Старший опять стал нас осматривать. Товарищ мой весь оборванный. А на мне еще хорошая диагоналевая гимнастерка и кавалерийская портупея с ремнями. «Сымай», – говорит. Делать нечего, снял я с себя свое добро, швырнул на пол и говорю: «На. Только учти: прибыли тебе от нашего несчастья не будет». – «Ладно, – говорит. – Помолчи. Будешь еще рассуждать… Это тебе не при советской власти». Ага, думаю, советской властью меня попрекнул, обиженный. Этот не отпустит. Он бы, наверное, и штаны с меня снял, присматривался он и к штанам, да они у меня прострелены были и в крови. Бранишь, гад, советскую власть, а сам все норовишь от нее кусок урвать… Но это я вслух уже не сказал.
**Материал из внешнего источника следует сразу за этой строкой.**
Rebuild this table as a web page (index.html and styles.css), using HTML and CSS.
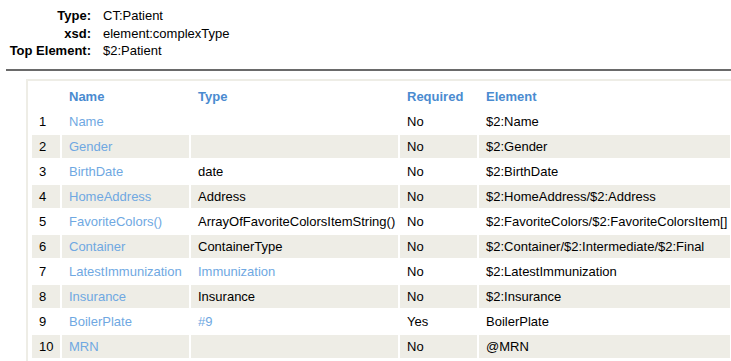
FILE: index.html
```html
<!DOCTYPE html>
<html lang="en">
<head>
  <meta charset="UTF-8" />
  <title>CT:Patient</title>
  <link rel="stylesheet" href="styles.css">
</head>
<body>

  <dl class="summary">
    <dt>Type:</dt>
    <dd>CT:Patient</dd>
    <dt>xsd:</dt>
    <dd>element:complexType</dd>
    <dt>Top Element:</dt>
    <dd>$2:Patient</dd>
  </dl>

  <hr class="rule" />

  <div class="fields">
    <table class="field-table">
      <thead>
        <tr>
          <th class="col-num"></th>
          <th class="col-name">Name</th>
          <th class="col-type">Type</th>
          <th class="col-req">Required</th>
          <th class="col-el">Element</th>
        </tr>
      </thead>
      <tbody>
        <tr>
          <td>1</td>
          <td><a href="#">Name</a></td>
          <td></td>
          <td>No</td>
          <td>$2:Name</td>
        </tr>
        <tr>
          <td>2</td>
          <td><a href="#">Gender</a></td>
          <td></td>
          <td>No</td>
          <td>$2:Gender</td>
        </tr>
        <tr>
          <td>3</td>
          <td><a href="#">BirthDate</a></td>
          <td>date</td>
          <td>No</td>
          <td>$2:BirthDate</td>
        </tr>
        <tr>
          <td>4</td>
          <td><a href="#">HomeAddress</a></td>
          <td>Address</td>
          <td>No</td>
          <td>$2:HomeAddress/$2:Address</td>
        </tr>
        <tr>
          <td>5</td>
          <td><a href="#">FavoriteColors()</a></td>
          <td>ArrayOfFavoriteColorsItemString()</td>
          <td>No</td>
          <td>$2:FavoriteColors/$2:FavoriteColorsItem[]</td>
        </tr>
        <tr>
          <td>6</td>
          <td><a href="#">Container</a></td>
          <td>ContainerType</td>
          <td>No</td>
          <td>$2:Container/$2:Intermediate/$2:Final</td>
        </tr>
        <tr>
          <td>7</td>
          <td><a href="#">LatestImmunization</a></td>
          <td><a href="#">Immunization</a></td>
          <td>No</td>
          <td>$2:LatestImmunization</td>
        </tr>
        <tr>
          <td>8</td>
          <td><a href="#">Insurance</a></td>
          <td>Insurance</td>
          <td>No</td>
          <td>$2:Insurance</td>
        </tr>
        <tr>
          <td>9</td>
          <td><a href="#">BoilerPlate</a></td>
          <td><a href="#">#9</a></td>
          <td>Yes</td>
          <td>BoilerPlate</td>
        </tr>
        <tr>
          <td>10</td>
          <td><a href="#">MRN</a></td>
          <td></td>
          <td>No</td>
          <td>@MRN</td>
        </tr>
      </tbody>
    </table>
  </div>

</body>
</html>
```

FILE: styles.css
```css
html, body {
  overflow: hidden;
}

body {
  margin: 0;
  padding: 7px 0 0;
  font-family: "Liberation Sans", Arial, sans-serif;
  font-size: 13px;
  color: #000;
  background: #fff;
}

.summary {
  display: grid;
  grid-template-columns: 91px auto;
  column-gap: 12px;
  margin: 0;
  line-height: 17.5px;
}

.summary dt {
  font-weight: bold;
  text-align: right;
  white-space: nowrap;
}

.summary dd {
  margin: 0;
}

.rule {
  margin: 9px 0 8px 6px;
  height: 0;
  border: none;
  border-top: 2px solid #6a6a6a;
}

.fields {
  margin-left: 26px;
  width: 706px;
  padding: 2px;
  border: 2px solid #eeede6;
}

.field-table {
  table-layout: fixed;
  width: 702px;
  border-collapse: separate;
  border-spacing: 2px;
}

.field-table th,
.field-table td {
  box-sizing: border-box;
  height: 23px;
  padding: 4px 7px;
  line-height: 15px;
  text-align: left;
  white-space: nowrap;
}

.field-table th {
  font-weight: bold;
  color: #4a8bd0;
}

.field-table tbody tr:nth-child(even) td {
  background: #eeede6;
}

.col-num { width: 28px; }
.col-name { width: 127px; }
.col-type { width: 207px; }
.col-req { width: 77px; }
.col-el { width: 251px; }

.field-table a {
  color: #6fa8e2;
  text-decoration: none;
}
```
Повели нас в другую деревню. Привели. Деревня большая, дворов пятьдесят. Называлась та деревня, как мне помнится, то ли Каменец, то ли Каменка. Держали нас в школе.
– В Ельне в лагере я свои сапоги обменял на пайку хлеба. Голод был страшнее смерти. Когда поживешь два месяца на траве и коре да на горсти пшеницы, то кусок хлеба покажется дороже всего на свете.
В лагере было много партизан. У них была припасена еда. Им и приносили – они же местные.
Прошло несколько дней. Нас собрали, повели на Починок. Ночью прошел дождь. Раны мои сковало. Утром надо вставать, идти, а я не могу подняться. Подбежал немец из конвоя, поднял меня за воротник рубахи и ударил сапогом. Я ему и говорю: «Ты, варвар!.. Попался бы ты мне месяца два назад!..» Я-то думал, он ничего не поймет. А рядом оказался переводчик, перевел, что я сказал. Эх, как он обозлился! Побледнел, покраснел, опять подлетает ко мне и кричит: «Ты – варвар! Ты – варвар! Ваша Россия – варварская страна!» Я засмеялся. И они меня наказали таким образом: всех раненых усадили на телеги, а меня поставили в колонну. Я шел пешком. Ребята меня поддерживали, не бросали. Мне один: «Ты, комиссар, с ними не спорь. А поставят к березке, и вся недолга…» – «Да я, – говорю, – не комиссар. Я такой же, как и ты».
Тут мне подали палку. Я пошел опираясь на палку. Другой рукой держусь за телегу. А немец, тот самый, подлетел – и по руке мне прикладом. В телеге сидит бывший повар из партизанского отряда. Нога у него забинтована. Раненый. Я с ним в лагере познакомился, сдружился. Он мне и подал руку в дороге. Ладно, думаю, ковыляю себе дальше. И чуть погодя Вася опять мне руку подал. Так, держась за телегу, мне идти все же значительно легче. Немец заметил и опять подбежал. Вырвал у меня из рук палку и стал той палкой лупить и меня, и партизана. И тут кто-то из ребят и говорит: «Вась, дай ты ему! За что он тебя бьет?!» И Вася махнул ему разок. Парень был крепкий. В партизанском отряде всегда возле котла. Силенку еще не растерял. Немец так и сиганул в кювет. Даже винтовка в сторону отлетела. Немцы закричали. Вася бросился в гущу колонны. Где его там найдешь? Колонну остановили. Вышел переводчик, объявил: «Если не выдадите того, кто ударил германского солдата, каждый десятый будет расстрелян».
Никто Васю не выдал. Немцы бегают, высматривают. А мы стоим молчим. Постояли-постояли да и пошли дальше. Это был уже не сорок первый год, когда они с нашими пленными делали что хотели. Немцы к тому времени тоже уже в плен стали попадать. И побаивались, что и их будут истреблять.